Son poids dans la connaissance universelle : Au-delà de la reconnaissance actuelle de certains économistes (« La dynamique du capitalisme est aujourd’hui bien celle qu’avait prévue Karl Marx. ») [1], il nous faut mesurer son poids dans la connaissance universelle. Dans l’histoire humaine, nous avons eu de grands scientifiques et penseurs. Archimède, Aristote, Platon, Copernic, Léonard de Vinci, Galilée et plus proche de nous Einstein qui ont marqué de leur empreinte l’Histoire Humaine. Marx fait partie intégrante de ces penseurs car il est référencé dans plusieurs domaines scientifiques. Il est référencé en philosophie, en Economie, en Histoire, en Politique, puisqu’il s’est engagé toute sa vie et enfin du fait de son approche « Marxiste » en termes de « lutte des classes », il est l’un des fondateurs de la sociologie. Aujourd’hui, aucun scientifique n’est connu ou cité dans 4 ou 5 domaines différents, c’est dire la puissance de sa « pensée matérialiste », dont les effluves portent, aujourd’hui encore, plus fort qu’hier du fait du capitalisme lui-même (ses crises).

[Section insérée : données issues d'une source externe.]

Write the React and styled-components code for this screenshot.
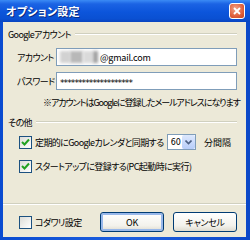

Mais le « marxisme  » ne se revendique pas comme science dure mais comme science politique et humaine. Je me revendique d’un « marxisme impur » à l’image de la société, qui n’est jamais « pure », car travaillée par les contradictions qui viennent, selon la configuration historique, de l’affrontement paisible ou aiguisé des classes sociales qui la composent.

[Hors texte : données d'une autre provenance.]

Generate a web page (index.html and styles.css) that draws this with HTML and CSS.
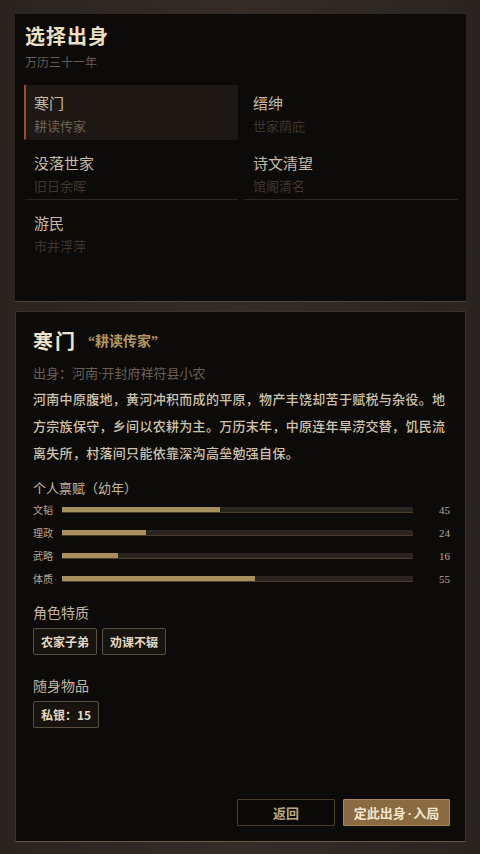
FILE: index.html
```html
<!DOCTYPE html>
<html lang="zh-CN">
<head>
    <meta charset="UTF-8">
    <meta name="viewport" content="width=device-width, initial-scale=1.0">
    <title>选择出身</title>
    <link rel="stylesheet" href="styles.css">
</head>
<body>
    <div class="screen">
        <section class="panel picker">
            <h1 class="picker-title">选择出身</h1>
            <div class="picker-sub">万历三十一年</div>
            <div class="origin-grid">
                <div class="origin-item selected">
                    <div class="origin-name">寒门</div>
                    <div class="origin-tag">耕读传家</div>
                </div>
                <div class="origin-item first-row">
                    <div class="origin-name">缙绅</div>
                    <div class="origin-tag">世家荫庇</div>
                </div>
                <div class="origin-item">
                    <div class="origin-name">没落世家</div>
                    <div class="origin-tag">旧日余晖</div>
                </div>
                <div class="origin-item">
                    <div class="origin-name">诗文清望</div>
                    <div class="origin-tag">馆阁清名</div>
                </div>
                <div class="origin-item last">
                    <div class="origin-name">游民</div>
                    <div class="origin-tag">市井浮萍</div>
                </div>
            </div>
        </section>

        <section class="panel detail">
            <div class="detail-head">
                <h2 class="detail-title">寒门</h2>
                <span class="detail-motto">“耕读传家”</span>
            </div>
            <div class="detail-origin">出身：河南·开封府祥符县小农</div>
            <p class="detail-text">河南中原腹地，黄河冲积而成的平原，物产丰饶却苦于赋税与杂役。地方宗族保守，乡间以农耕为主。万历末年，中原连年旱涝交替，饥民流离失所，村落间只能依靠深沟高垒勉强自保。</p>

            <h3 class="section-title stats-title">个人禀赋（幼年）</h3>
            <div class="stats">
                <div class="stat">
                    <span class="stat-label">文韬</span>
                    <div class="stat-track"><div class="stat-fill" style="width: 45%"></div></div>
                    <span class="stat-value">45</span>
                </div>
                <div class="stat">
                    <span class="stat-label">理政</span>
                    <div class="stat-track"><div class="stat-fill" style="width: 24%"></div></div>
                    <span class="stat-value">24</span>
                </div>
                <div class="stat">
                    <span class="stat-label">武略</span>
                    <div class="stat-track"><div class="stat-fill" style="width: 16%"></div></div>
                    <span class="stat-value">16</span>
                </div>
                <div class="stat">
                    <span class="stat-label">体质</span>
                    <div class="stat-track"><div class="stat-fill" style="width: 55%"></div></div>
                    <span class="stat-value">55</span>
                </div>
            </div>

            <h3 class="section-title">角色特质</h3>
            <div class="tags">
                <span class="tag">农家子弟</span>
                <span class="tag">劝课不辍</span>
            </div>

            <h3 class="section-title">随身物品</h3>
            <div class="tags">
                <span class="tag">私银：15</span>
            </div>

            <div class="actions">
                <button class="btn btn-back">返回</button>
                <button class="btn btn-confirm">定此出身<span class="dot">·</span>入局</button>
            </div>
        </section>
    </div>
</body>
</html>
```

FILE: styles.css
```css
body {
    margin: 0;
    padding: 0;
    font-family: "Noto Sans CJK SC", "Noto Sans", sans-serif;
    background-color: #2b2521;
    background-image: linear-gradient(90deg, #2a2420 0%, #332c27 50%, #2a2420 100%);
    color: #c8bca6;
}
.screen {
    width: 480px;
    height: 854px;
    box-sizing: border-box;
    padding: 14px 14px 12px 15px;
    display: flex;
    flex-direction: column;
    gap: 9px;
}
.panel {
    background: #0d0b0a;
    box-sizing: border-box;
}
.picker {
    height: 288px;
    padding: 8px 8px 0 9px;
    border-bottom: 1px solid #4e443b;
}
.picker-title {
    margin: 0 0 0 1px;
    font-size: 20px;
    line-height: 28px;
    font-weight: 700;
    color: #ece0c2;
    letter-spacing: 1px;
}
.picker-sub {
    margin: 3px 0 0 1px;
    font-size: 12px;
    line-height: 17px;
    color: #655d53;
}
.origin-grid {
    margin-top: 15px;
    display: grid;
    grid-template-columns: 214px 215px;
    column-gap: 5px;
    row-gap: 5px;
}
.origin-item {
    padding: 7px 8px 3px 8px;
    border-left: 2px solid transparent;
    border-bottom: 1px solid #2e271f;
}
.origin-item.selected {
    background: #1d1814;
    border-left-color: #a8462a;
    border-bottom-color: transparent;
}
.origin-item.first-row,
.origin-item.last {
    border-bottom-color: transparent;
}
.origin-name {
    font-size: 15px;
    line-height: 22px;
    color: #c6bba6;
}
.origin-tag {
    margin-top: 2px;
    font-size: 13px;
    line-height: 20px;
    color: #3e362d;
}
.selected .origin-tag {
    color: #6c6153;
}
.detail {
    flex: 1;
    padding: 14px 15px 15px 17px;
    border: 1px solid #3a3128;
    border-bottom-color: #6a5842;
    display: flex;
    flex-direction: column;
}
.detail-head {
    display: flex;
    align-items: center;
    gap: 11px;
    height: 28px;
}
.detail-title {
    margin: 0;
    font-size: 20px;
    font-weight: 700;
    color: #f0e4cc;
    letter-spacing: 2px;
}
.detail-motto {
    font-family: "Liberation Serif", "Noto Sans CJK SC", serif;
    font-size: 14px;
    font-weight: 700;
    color: #b3955f;
}
.detail-origin {
    margin-top: 9px;
    font-family: "Noto Sans", "Noto Sans CJK SC", sans-serif;
    font-size: 13px;
    line-height: 20px;
    color: #6a6052;
}
.detail-text {
    margin: 2px 0 0 0;
    font-size: 13px;
    line-height: 27px;
    font-weight: 500;
    letter-spacing: 0.3px;
    color: #cfc3ab;
}
.section-title {
    margin: 12px 0 0 0;
    font-size: 14px;
    line-height: 20px;
    font-weight: 400;
    color: #c2b6a0;
}
.stats-title {
    font-size: 13px;
}
.stats {
    display: flex;
    flex-direction: column;
}
.stat {
    display: grid;
    grid-template-columns: 29px 1fr 37px;
    align-items: center;
    height: 23px;
}
.stat-label {
    font-size: 10px;
    color: #b2a790;
}
.stat-track {
    height: 6px;
    background: #2b2520;
    border-bottom: 1px solid #4a3d2c;
    box-sizing: border-box;
}
.stat-fill {
    height: 5px;
    background: #a78f5e;
}
.stat-value {
    text-align: right;
    font-family: "Liberation Serif", serif;
    font-size: 11px;
    color: #b8ad96;
}
.tags {
    display: flex;
    gap: 5px;
    margin-top: 6px;
    margin-bottom: 8px;
}
.tag {
    padding: 0 7px;
    height: 27px;
    line-height: 25px;
    box-sizing: border-box;
    border: 1px solid #5a5040;
    border-radius: 2px;
    background: #17130f;
    font-size: 12px;
    font-weight: 700;
    color: #e4d8c0;
}
.actions {
    margin-top: auto;
    display: flex;
    justify-content: flex-end;
    gap: 8px;
}
.btn {
    height: 27px;
    padding: 0;
    font-family: inherit;
    font-size: 13px;
    font-weight: 700;
    border-radius: 1px;
    cursor: pointer;
}
.btn-back {
    width: 98px;
    background: #0a0908;
    border: 1px solid #4a3e2a;
    color: #bba77c;
}
.btn-confirm {
    width: 107px;
    background: #8a6a40;
    border: 1px solid #a8875a;
    color: #f2e6cf;
}
.dot {
    font-family: "Noto Sans", sans-serif;
    margin: 0 2px;
}
```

Il n’y a que le libéralisme qui revendique l’absolutisme du « marché pur et parfait » de l’offre et de la demande qui équilibre tout par la « main invisible » - forme de Dieu qui se situe au-dessus des hommes et qui de ce fait rend la politique inutile, inefficace et pour tout dire ne pouvant que déséquilibrer les « forces du marché ».

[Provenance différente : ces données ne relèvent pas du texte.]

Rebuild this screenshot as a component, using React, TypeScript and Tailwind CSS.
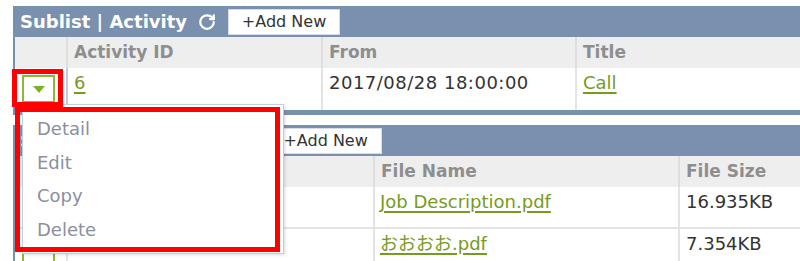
import { RotateCw } from 'lucide-react';

type Col = { label: string; width: string };

const linkCls = 'text-[#769b1d] underline underline-offset-[3px] decoration-[1.5px]';

const DropButton = () => (
  <div className="mt-[7px] ml-[7px] w-[33px] h-[28px] border-2 border-[#8cb83a] bg-white flex items-center justify-center">
    <svg width="12" height="7" viewBox="0 0 12 7">
      <polygon points="0,0 12,0 6,7" fill="#7ab22a" />
    </svg>
  </div>
);

const PanelHeader = ({ title }: { title: string }) => (
  <div className="h-[31px] bg-[#7990ae] flex items-center pl-[5px]">
    <span className="text-white font-bold text-[18px] leading-none whitespace-nowrap">{title}</span>
    <RotateCw className="ml-[11px] text-white" size={18} strokeWidth={3} />
    <button className="ml-[12px] h-[26px] w-[112px] bg-white border border-[#d6dde8] text-[16px] text-[#333] leading-none">
      +Add New
    </button>
  </div>
);

const HeaderRow = ({ cols, grid }: { cols: Col[]; grid: string }) => (
  <div className={`grid ${grid} h-[31px] bg-[#eeeeee]`}>
    <div className="border-r-2 border-[#dedede]" />
    {cols.map((c) => (
      <div key={c.label} className="border-r-2 border-[#dedede] pl-[6px] flex items-center text-[17px] font-bold text-[#8e8e8e] whitespace-nowrap">
        {c.label}
      </div>
    ))}
  </div>
);

export default function App() {
  return (
    <div className="relative w-[800px] h-[261px] overflow-hidden bg-white" style={{ fontFamily: '"DejaVu Sans", "Noto Sans CJK JP", sans-serif' }}>
      <div className="pt-[6px] pl-[13px] flex flex-col">
        {/* Activity panel */}
        <div className="w-[800px] border-l-2 border-[#7990ae]">
          <PanelHeader title="Sublist | Activity" />
          <HeaderRow
            grid="grid-cols-[53px_255px_254px_1fr]"
            cols={[
              { label: 'Activity ID', width: '' },
              { label: 'From', width: '' },
              { label: 'Title', width: '' },
            ]}
          />
          <div className="grid grid-cols-[53px_255px_254px_1fr] h-[42px] text-[18px] text-[#333]">
            <div className="border-r-2 border-[#b9cde6]">
              <DropButton />
            </div>
            <div className="border-r-2 border-[#e4e4e4] pl-[6px] pt-[1px]">
              <span className={linkCls}>6</span>
            </div>
            <div className="border-r-2 border-[#e4e4e4] pl-[6px] pt-[1px] tracking-[0.5px] whitespace-nowrap">2017/08/28 18:00:00</div>
            <div className="pl-[6px] pt-[1px]">
              <span className={linkCls}>Call</span>
            </div>
          </div>
          <div className="h-[5px] bg-[#7990ae]" />
        </div>

        {/* Attachment panel */}
        <div className="mt-[10px] w-[800px] border-l-2 border-[#7990ae]">
          <PanelHeader title="Sublist | Attachment" />
          <HeaderRow
            grid="grid-cols-[53px_307px_305px_1fr]"
            cols={[
              { label: '', width: '' },
              { label: 'File Name', width: '' },
              { label: 'File Size', width: '' },
            ]}
          />
          {[
            { name: 'Job Description.pdf', size: '16.935KB' },
            { name: 'おおおお.pdf', size: '7.354KB' },
          ].map((f) => (
            <div key={f.name} className="grid grid-cols-[53px_307px_305px_1fr] h-[42px] border-b-2 border-[#e4e4e4] text-[18px] text-[#333]">
              <div className="border-r-2 border-[#e4e4e4]">
                <DropButton />
              </div>
              <div className="border-r-2 border-[#e4e4e4]" />
              <div className="border-r-2 border-[#e4e4e4] pl-[5px] pt-[1px] whitespace-nowrap">
                <span className={linkCls}>{f.name}</span>
              </div>
              <div className="pl-[6px] pt-[1px]">{f.size}</div>
            </div>
          ))}
        </div>
      </div>

      {/* row action menu */}
      <div className="absolute left-[22px] top-[104px] w-[262px] h-[150px] bg-white border border-[#c3cde0] shadow-[1px_1px_3px_rgba(0,0,0,0.15)] py-[7px] pl-[14px] flex flex-col text-[18px] text-[#8b8fa0]">
        {['Detail', 'Edit', 'Copy', 'Delete'].map((m) => (
          <div key={m} className="h-[34px] flex items-center">
            {m}
          </div>
        ))}
      </div>

      {/* annotation boxes */}
      <div className="absolute left-[12px] top-[69px] w-[51px] h-[38px] border-[5px] border-[#ff0000]" />
      <div className="absolute left-[15px] top-[107px] w-[265px] h-[145px] border-[5px] border-[#ff0000]" />
    </div>
  );
}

En d’autres termes, la seule liberté du marché consiste à définir qui a le droit de survivre dans l’affrontement de la concurrence de chacun contre tous…Face à ce dogmatisme de la pureté [2], le « marxisme  » revendique l’impureté de la « lutte des classes » et de ses équilibres ponctuels, progressifs visant l’émancipation.

N’est pas marxiste qui veut : On peut se proclamer « Marxiste  », c’est souvent mon cas, mais il est vraiment difficile de pouvoir y prétendre de manière réelle. Le « Marxisme » s’il existe, n’a rien à voir avec la religion. Il ne s’agit aucunement de répéter béatement les « évangiles du Capital » [3] pour obtenir l’extrême onction du diplôme de « marxisme  ». De son vivant, à l’ouvrage « éloge de la paresse » de son beau fils Paul LAFARGUE, qui se prétendait Marxiste, Karl Marx aurait déclaré : « Si c’est cela le marxisme, ce qui est sûr c’est que moi, je ne suis pas marxiste ». En d’autres termes, le « marxisme » ne peut en aucun cas se résumer à une répétition des textes de la « docte pensée », ce qui n’empêche pas dans le cadre d’une réflexion critique de s’appuyer sur cette profondeur d’analyse que seule donne la matérialité des rapports sociaux. La grande différence entre le marxisme et le libéralisme, c’est que le « marxisme » ne peut jamais s’expérimenter dans les tubes à essai de laboratoire… ce qui pourtant est la prétention des économistes libéraux qui, à partir de « l’optimum économique » fabriqué en « tubes à essai » est par la suite imposé à toute la société, au nom de la « science expérimentale ».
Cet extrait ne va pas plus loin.